Remember, friends, we are wired for life. We are made to be in connection with God and each other and to live fully, abundantly, participating.  We are set free, and yet we continue to go after slavery, we are brought into wholeness and we continue to break and divide, we are children of the light and yet we continue to hide in or hide from the darkness, we try to earn what God wants to share with us, and all the time we keep missing the big picture.  
God is alive and active. Transcendence is lurking.  Redemption is afoot.  There is a deeper meaning. And it isn’t found by fleeing death, but by facing it. It’s not in outrunning fear but by embracing it, not by relentlessly moving, but by standing still from time to time and meeting God, meeting  ourselves, meeting each other, right here.

I wonder, friends, how often we forget the king.

I wonder what our excuses are for turning down the invitation to the party.  Or whether we show up in our work clothes with one foot out the door, because we are simply too important and essential to the work we are doing to preserve our own lives to stop it, even for a moment, and join in what the big picture is bringing.  I wonder what it would be like to set it all down and come to the banquet table.
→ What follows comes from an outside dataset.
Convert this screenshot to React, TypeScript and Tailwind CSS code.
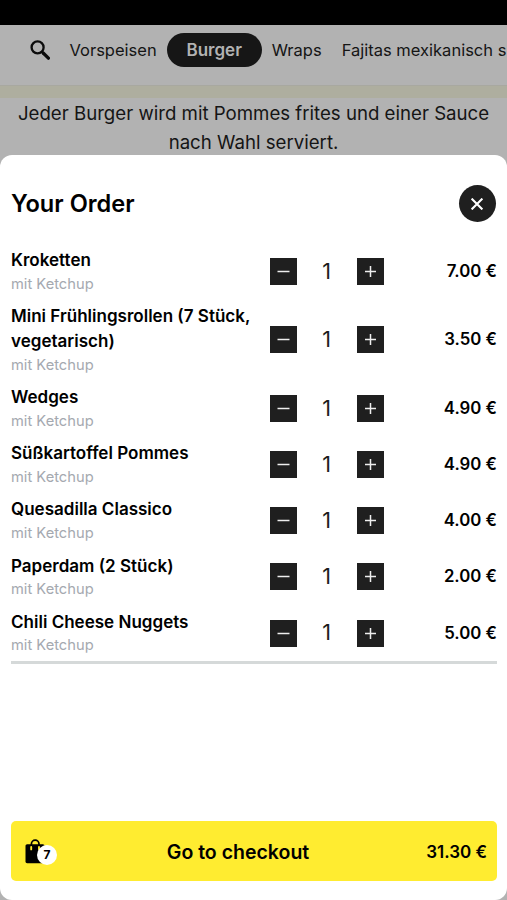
import React from "react";

const categories = ["Vorspeisen", "Burger", "Wraps", "Fajitas mexikanisch s"];

const orderItems = [
  { name: "Kroketten", extra: "mit Ketchup", amount: 1, price: "7.00 €" },
  {
    name: "Mini Frühlingsrollen (7 Stück, vegetarisch)",
    extra: "mit Ketchup",
    amount: 1,
    price: "3.50 €",
  },
  { name: "Wedges", extra: "mit Ketchup", amount: 1, price: "4.90 €" },
  { name: "Süßkartoffel Pommes", extra: "mit Ketchup", amount: 1, price: "4.90 €" },
  { name: "Quesadilla Classico", extra: "mit Ketchup", amount: 1, price: "4.00 €" },
  { name: "Paperdam (2 Stück)", extra: "mit Ketchup", amount: 1, price: "2.00 €" },
  { name: "Chili Cheese Nuggets", extra: "mit Ketchup", amount: 1, price: "5.00 €" },
];

const SearchIcon: React.FC = () => (
  <svg className="h-5 w-5 shrink-0" viewBox="0 0 20 20" fill="none" stroke="#0c0c0c">
    <circle cx="7.6" cy="7.4" r="6" strokeWidth="2.3" />
    <path d="M12 11.8 L13.6 13.4" strokeWidth="2.3" />
    <path d="M13.2 13 L18.4 18.2" strokeWidth="3.2" strokeLinecap="round" />
  </svg>
);

const BagIcon: React.FC = () => (
  <svg className="h-[25px] w-5" viewBox="0 0 20 25">
    <path d="M6.4 7 V5 a3.8 3.8 0 0 1 7.6 0 V7" fill="none" stroke="#000" strokeWidth="1.7" />
    <rect x="0.5" y="5.2" width="19" height="19" rx="1.6" fill="#000" />
    <path d="M6.2 8 v2.4 M14 8 v2.4" stroke="#ffec30" strokeWidth="1.9" strokeLinecap="round" />
  </svg>
);

const Amount: React.FC<{ value: number }> = ({ value }) => (
  <div className="flex w-[114px] items-center justify-between">
    <button className="flex h-[27px] w-[27px] items-center justify-center bg-[#1f1f1f]">
      <svg className="h-[13px] w-[13px]" viewBox="0 0 13 13" stroke="#eee" strokeWidth="1.5">
        <path d="M0.5 6.5 H12.5" />
      </svg>
    </button>
    <span className="text-[21.5px] leading-none text-[#1c1c1c]">{value}</span>
    <button className="flex h-[27px] w-[27px] items-center justify-center bg-[#1f1f1f]">
      <svg className="h-[13px] w-[13px]" viewBox="0 0 13 13" stroke="#eee" strokeWidth="1.5">
        <path d="M1 6.5 H12 M6.5 1 V12" />
      </svg>
    </button>
  </div>
);

const App: React.FC = () => {
  return (
    <div className="flex h-[900px] w-[507px] flex-col overflow-hidden bg-[#b2b2b2] font-['Inter','Liberation_Sans',sans-serif]">
      <div className="h-[25px] shrink-0 bg-black" />

      <nav className="flex h-[61px] shrink-0 items-start border-b border-[#a8a8a0] pt-[7px] pl-[30px] text-[16.5px] text-[#151515]">
        <div className="flex h-[36px] items-center whitespace-nowrap">
          <SearchIcon />
          <span className="ml-[19.5px]">{categories[0]}</span>
          <span className="ml-[10px] flex h-[34px] w-[95px] items-center justify-center rounded-full bg-[#161616] pt-px text-[17px] font-semibold text-[#b2b2b2]">
            {categories[1]}
          </span>
          <span className="ml-[10px]">{categories[2]}</span>
          <span className="ml-5">{categories[3]}</span>
        </div>
      </nav>
      <div className="h-3 shrink-0 bg-[#aeae9f]" />

      <p className="h-[57px] shrink-0 pt-px text-center text-[18.65px] leading-[29px] whitespace-nowrap text-[#151515]">
        Jeder Burger wird mit Pommes frites und einer Sauce
        <br />
        nach Wahl serviert.
      </p>

      <section className="flex flex-1 flex-col rounded-xl bg-white pr-[10px] pl-[11px] pb-[19px] text-black">
        <header className="mt-[30px] flex h-[37px] items-center justify-between">
          <h2 className="text-[23.6px] font-semibold">Your Order</h2>
          <button className="mr-px flex h-[37px] w-[37px] items-center justify-center rounded-full bg-[#1f1f1f] pr-px">
            <svg className="h-3 w-3" viewBox="0 0 12 12" stroke="#fff" strokeWidth="2.1">
              <path d="M0.6 0.6 L11.4 11.4 M11.4 0.6 L0.6 11.4" />
            </svg>
          </button>
        </header>

        <ul className="mt-[21px] border-b-[3px] border-[#d5d9d9]">
          {orderItems.map((item) => (
            <li key={item.name} className="flex items-center pt-[5.2px] pb-[4.4px]">
              <div className="w-[258.6px] shrink-0">
                <h3 className="text-[17.05px] leading-[24.6px] font-semibold">{item.name}</h3>
                <p className="text-[14.7px] leading-[22px] text-[#a5a9b0]">{item.extra}</p>
              </div>
              <Amount value={item.amount} />
              <span className="flex-1 text-right text-[16.8px] font-semibold">{item.price}</span>
            </li>
          ))}
        </ul>

        <button className="mt-auto flex h-[60px] items-center rounded-[5px] bg-[#ffec30] pr-[10px] pl-[14px]">
          <span className="relative w-[84px]">
            <BagIcon />
            <span className="absolute top-[6px] left-[12px] flex h-5 w-5 items-center justify-center rounded-full bg-white text-[12px] font-bold">
              7
            </span>
          </span>
          <span className="flex-1 pt-[3px] pr-[30px] text-center text-[19.5px] font-semibold">
            Go to checkout
          </span>
          <span className="w-[90px] pt-[3px] text-right text-[17px] font-semibold">31.30 €</span>
        </button>
      </section>
    </div>
  );
};

export default App;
As we've been doing with all the parables - hear now the invitation to a time of reflection and prayer:
The kingdom of God is breaking in in all sorts of ways – not just one way, in all sorts of lives - not just some lives, and God’s truth can grip us where we are and tell us what we need to hear. 
So we hold up the parable today before God, and ask,
What parts of my life rise up to meet it? 
Where is there discomfort? Where is there peace?
How might God bring this story alongside me and illumine what God wants me to notice?


Each week in Lent, we write our prayers on a light table in ashes.  These are this week's prayers.